A recent HBR article titled "When Should a Process be Art, Not Science?" (HBR: March 2009) provides an excellent business-focused summary of this important distinction. By correlating the value of output variation to customers (from negative to positive) and the process environment (low to high variability), Joseph M. Hall and Eric Johnson explain that processes can be scientific, artistic, or a combination of both. This understanding that processes are not all the same has significant implications for their definition, management, measurement, improvement, and automation.
Here are some additional guides to assist in determining the degree of art versus science:
Market Disciplines - Customer Intimacy, Product Leadership, Operational Excellence The Treacy and Wiersema model describes a simple yet effective framework through which we can design and manage processes along the art-to-science continuum. While all processes should have elements of all three disciplines, the predominate discipline will influence process design to be more standard and efficient for operational excellence, more flexible and responsive to changing needs for customer intimacy, and more robust and modular for product leadership.
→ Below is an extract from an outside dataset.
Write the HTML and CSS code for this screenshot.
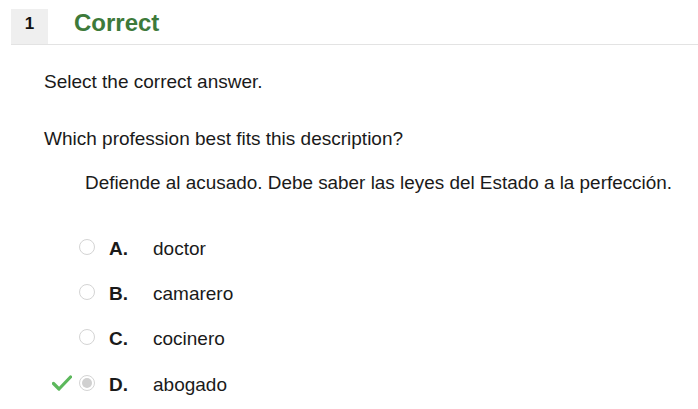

For more on this see: The Discipline of Market Leaders and Customer Value: The Business Discipline of BPM
Process Types - Core, Management, Support Categorising enterprise processes into different types such as Core, Management, and Support processes is something that is a relatively standard exercise and often undertaken early in a BPM deployment. The process type is an early clue indicating how you might design and manage your business processes. Support processes are often more science than art and Core and Management processes will be a mix of both. The precise mix being determined by the degree of customer interaction, the sorts of products and services being delivered, compliance and regulatory requirements, and degree of allowable tailoring of those products/services all influence the equation.
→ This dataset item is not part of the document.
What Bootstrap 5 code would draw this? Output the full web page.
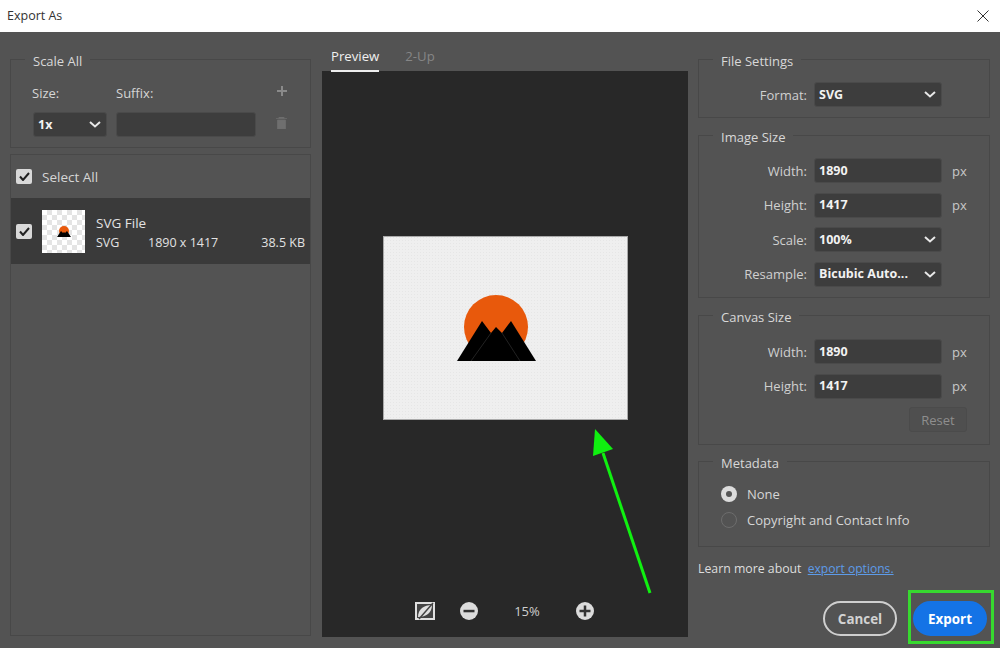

Culture - Functional-Mechanistic, Process-Systemic The way in which processes are viewed and managed in an enterprise is the over-arching guide as to how they should be designed and integrated into the management system. Even with an understanding of their art versus science typology, it comes down to the people factors that determine how processes are actualy enacted in an enterprise
All process design should have a 'scientific' design basis, the degree to which they become more of an artform and flexible in nature will be influenced by a number of elements. So, while we do need to be clear on our business processes, not all processes benefit from a standard approach to mapping, modelling, and measurement. While it is true that some processes need to be standardised - the design, measurement, and governance of business processes should vary according to a number of factors including the type of processes in question, the business goals being fulfilled, and the customer requirements being satisfied.
Effective BPM is capable of delivering processes that are effective, efficient, and flexible - a good process professional will understand the artistic and scientific emphases that should be placed on particular processes. They will then interpret the organisational culture that will ultimately drive process performance and design a governance approach accordingly.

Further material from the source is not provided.